第3回 今こそ、協同組合

中家徹のピンチをチャンスに!

中家徹会長によるコラム。「週刊新潮」にて2020年3月まで連載。

 昨年11月、マレーシアのクアラルンプールで開かれた国際協同組合同盟(ICA、International Co-operative Alliance)の世界会議・総会に出席した。簡単にご説明すると、ICAとは1895年に設立された協同組合の国際組織で、世界100か国以上から約300におよぶ協同組合の全国組織が参加している。加盟組織の総組合員数は10億人を超えるとも言われ、世界最大の非営利組織とされている。日本からは私が会長を務めるJA全中をはじめとするJAグループ全国連のほか、漁協、生協、労協(労働者協同組合)など17の全国組織が加盟している。

 今回の会議に出席して、世界に存在する協同組合の幅の広さにあらためて驚かされた。中には自動車整備工場の協同組合というのもあって、整備に必要な工具や部品をまとめて大量に共同購入することで、安く仕入れているという。このような協同組合もあるのかと感心するほど、非常に多くの「仲間」がいることを心強く思った。
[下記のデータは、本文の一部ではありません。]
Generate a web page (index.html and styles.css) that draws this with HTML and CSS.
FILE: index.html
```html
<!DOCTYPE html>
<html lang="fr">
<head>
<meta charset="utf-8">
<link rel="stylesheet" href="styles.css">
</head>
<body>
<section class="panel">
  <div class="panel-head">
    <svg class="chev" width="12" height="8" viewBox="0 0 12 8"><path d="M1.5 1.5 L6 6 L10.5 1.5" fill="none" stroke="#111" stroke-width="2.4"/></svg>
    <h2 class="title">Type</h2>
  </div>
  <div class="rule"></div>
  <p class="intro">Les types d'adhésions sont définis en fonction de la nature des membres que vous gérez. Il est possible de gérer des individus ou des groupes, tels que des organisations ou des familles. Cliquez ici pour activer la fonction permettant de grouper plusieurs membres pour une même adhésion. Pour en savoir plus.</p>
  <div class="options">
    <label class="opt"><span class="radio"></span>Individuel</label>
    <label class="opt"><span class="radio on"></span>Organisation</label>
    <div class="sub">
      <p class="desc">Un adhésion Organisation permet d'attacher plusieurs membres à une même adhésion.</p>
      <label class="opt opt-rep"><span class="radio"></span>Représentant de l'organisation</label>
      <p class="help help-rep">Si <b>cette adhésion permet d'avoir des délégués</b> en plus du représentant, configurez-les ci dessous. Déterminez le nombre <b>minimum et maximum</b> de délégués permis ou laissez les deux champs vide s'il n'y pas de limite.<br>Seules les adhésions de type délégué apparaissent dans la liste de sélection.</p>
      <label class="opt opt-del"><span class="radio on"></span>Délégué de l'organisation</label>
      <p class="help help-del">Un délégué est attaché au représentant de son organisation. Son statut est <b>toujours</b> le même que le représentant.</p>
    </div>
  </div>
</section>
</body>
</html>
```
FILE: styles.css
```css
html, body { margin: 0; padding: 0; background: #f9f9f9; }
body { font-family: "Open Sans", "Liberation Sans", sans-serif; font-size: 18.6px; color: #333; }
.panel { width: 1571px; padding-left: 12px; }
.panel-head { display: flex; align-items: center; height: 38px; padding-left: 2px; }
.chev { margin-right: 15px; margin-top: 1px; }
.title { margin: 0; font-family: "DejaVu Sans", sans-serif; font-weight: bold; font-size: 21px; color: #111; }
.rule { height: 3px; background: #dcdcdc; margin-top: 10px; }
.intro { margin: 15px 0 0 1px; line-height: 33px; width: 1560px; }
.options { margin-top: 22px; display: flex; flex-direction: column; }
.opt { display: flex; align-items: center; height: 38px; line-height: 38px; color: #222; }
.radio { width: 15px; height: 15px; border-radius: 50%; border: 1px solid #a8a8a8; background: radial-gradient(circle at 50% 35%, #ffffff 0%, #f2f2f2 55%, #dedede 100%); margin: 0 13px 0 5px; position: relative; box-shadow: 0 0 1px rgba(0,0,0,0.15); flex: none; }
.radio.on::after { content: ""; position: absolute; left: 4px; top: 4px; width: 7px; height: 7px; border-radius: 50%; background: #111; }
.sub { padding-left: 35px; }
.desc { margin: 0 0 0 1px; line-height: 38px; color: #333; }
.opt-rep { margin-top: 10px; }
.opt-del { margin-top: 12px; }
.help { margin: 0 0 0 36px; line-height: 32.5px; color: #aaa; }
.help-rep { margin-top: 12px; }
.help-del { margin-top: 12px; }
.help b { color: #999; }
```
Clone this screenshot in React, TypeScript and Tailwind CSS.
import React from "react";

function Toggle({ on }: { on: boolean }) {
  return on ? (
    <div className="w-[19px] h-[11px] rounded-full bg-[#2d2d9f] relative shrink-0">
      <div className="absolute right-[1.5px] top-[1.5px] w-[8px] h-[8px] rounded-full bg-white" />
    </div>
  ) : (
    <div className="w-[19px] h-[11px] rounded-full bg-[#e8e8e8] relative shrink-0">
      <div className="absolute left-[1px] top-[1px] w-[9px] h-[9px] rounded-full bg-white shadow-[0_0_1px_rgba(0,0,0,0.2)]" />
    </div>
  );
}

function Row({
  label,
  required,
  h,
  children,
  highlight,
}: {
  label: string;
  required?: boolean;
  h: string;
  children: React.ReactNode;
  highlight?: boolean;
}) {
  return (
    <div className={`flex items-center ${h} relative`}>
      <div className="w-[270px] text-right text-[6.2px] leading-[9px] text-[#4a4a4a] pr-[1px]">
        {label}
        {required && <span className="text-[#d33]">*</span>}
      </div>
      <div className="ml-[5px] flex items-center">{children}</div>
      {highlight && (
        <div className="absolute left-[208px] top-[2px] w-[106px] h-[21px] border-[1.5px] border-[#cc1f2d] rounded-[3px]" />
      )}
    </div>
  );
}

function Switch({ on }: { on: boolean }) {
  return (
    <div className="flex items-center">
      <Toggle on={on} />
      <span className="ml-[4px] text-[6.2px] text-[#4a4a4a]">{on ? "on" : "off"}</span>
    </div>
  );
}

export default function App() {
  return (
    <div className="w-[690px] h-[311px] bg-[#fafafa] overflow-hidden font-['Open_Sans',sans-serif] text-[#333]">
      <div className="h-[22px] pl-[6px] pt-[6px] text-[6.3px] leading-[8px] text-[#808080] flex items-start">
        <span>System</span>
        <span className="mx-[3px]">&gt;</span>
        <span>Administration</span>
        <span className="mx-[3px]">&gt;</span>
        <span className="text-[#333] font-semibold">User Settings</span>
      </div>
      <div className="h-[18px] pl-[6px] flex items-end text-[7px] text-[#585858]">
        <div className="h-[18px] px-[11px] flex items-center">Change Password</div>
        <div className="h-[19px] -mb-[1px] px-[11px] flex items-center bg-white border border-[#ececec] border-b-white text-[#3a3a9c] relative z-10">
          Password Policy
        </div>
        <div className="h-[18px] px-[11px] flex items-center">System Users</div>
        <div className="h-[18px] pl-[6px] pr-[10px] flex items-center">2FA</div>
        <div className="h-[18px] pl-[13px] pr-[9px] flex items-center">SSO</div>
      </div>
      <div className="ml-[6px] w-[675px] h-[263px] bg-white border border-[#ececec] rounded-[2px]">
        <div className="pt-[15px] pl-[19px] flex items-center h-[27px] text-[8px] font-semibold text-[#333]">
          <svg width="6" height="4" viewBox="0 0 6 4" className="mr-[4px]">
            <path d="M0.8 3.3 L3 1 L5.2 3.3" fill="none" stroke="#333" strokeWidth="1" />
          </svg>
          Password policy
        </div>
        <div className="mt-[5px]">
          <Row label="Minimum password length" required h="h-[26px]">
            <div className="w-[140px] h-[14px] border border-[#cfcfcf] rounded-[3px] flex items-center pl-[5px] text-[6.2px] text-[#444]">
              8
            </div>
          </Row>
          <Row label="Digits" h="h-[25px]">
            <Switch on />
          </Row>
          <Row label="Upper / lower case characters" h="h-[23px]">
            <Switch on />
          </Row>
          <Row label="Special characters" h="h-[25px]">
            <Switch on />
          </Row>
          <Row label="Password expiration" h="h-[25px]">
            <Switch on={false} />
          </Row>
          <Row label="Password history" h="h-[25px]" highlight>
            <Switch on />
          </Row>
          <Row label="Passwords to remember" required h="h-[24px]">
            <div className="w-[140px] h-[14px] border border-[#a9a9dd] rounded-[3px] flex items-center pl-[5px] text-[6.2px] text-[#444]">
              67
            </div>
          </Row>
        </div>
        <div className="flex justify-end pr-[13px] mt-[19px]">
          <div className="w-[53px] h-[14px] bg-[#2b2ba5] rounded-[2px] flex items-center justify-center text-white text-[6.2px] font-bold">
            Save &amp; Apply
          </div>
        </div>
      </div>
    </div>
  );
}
 もう一つ、私が感じたのは、その国の経済力によって協同組合の課題が大きく異なることだ。アフリカなど食料不足が深刻な国々では、食べ物を確保することに必死で、そのために農地を整備したり、栽培指導をしたりする協同組合が活動している。我々JAグループも食料を生産する点では同じ協同組合だが、直面する課題の違いを実感した。

世界の期待を追い風に

 日本ではあまり知られていないが、協同組合は100年も前から国際的に注目されている。国際労働機関(ILO)は発足翌年の1920年に協同組合局を設けて協同組合活動を後押ししているし、国連は2012年を「国際協同組合年(IYC)」と宣言し、2016年には「協同組合の思想と実践」が国連教育科学文化機関(ユネスコ)無形文化遺産に登録された。このように国際的には協同組合の存在意義や可能性に期待が寄せられている。

 背景には新自由主義、市場原理的な政策・経済活動が世界規模で広がる一方で、飢餓や貧困、環境問題への対応など、国際社会が抱える課題がある。協同組合の存在は、こうした課題の解決に向けた可能性があるとして世界中から高く評価され、期待が集まっているのだと思う。

 購買、共済、信用事業など総合事業を行う日本のJAは、世界的にも珍しい協同組合だと世界会議でも非常に評価が高かった。こうした世界的な期待を追い風に活動を続けていきたい。

(「週刊新潮」平成30年2月1日号)

今回の総会では、JA全中の中家会長も、パネリストとして登壇。ICA理事に選出された。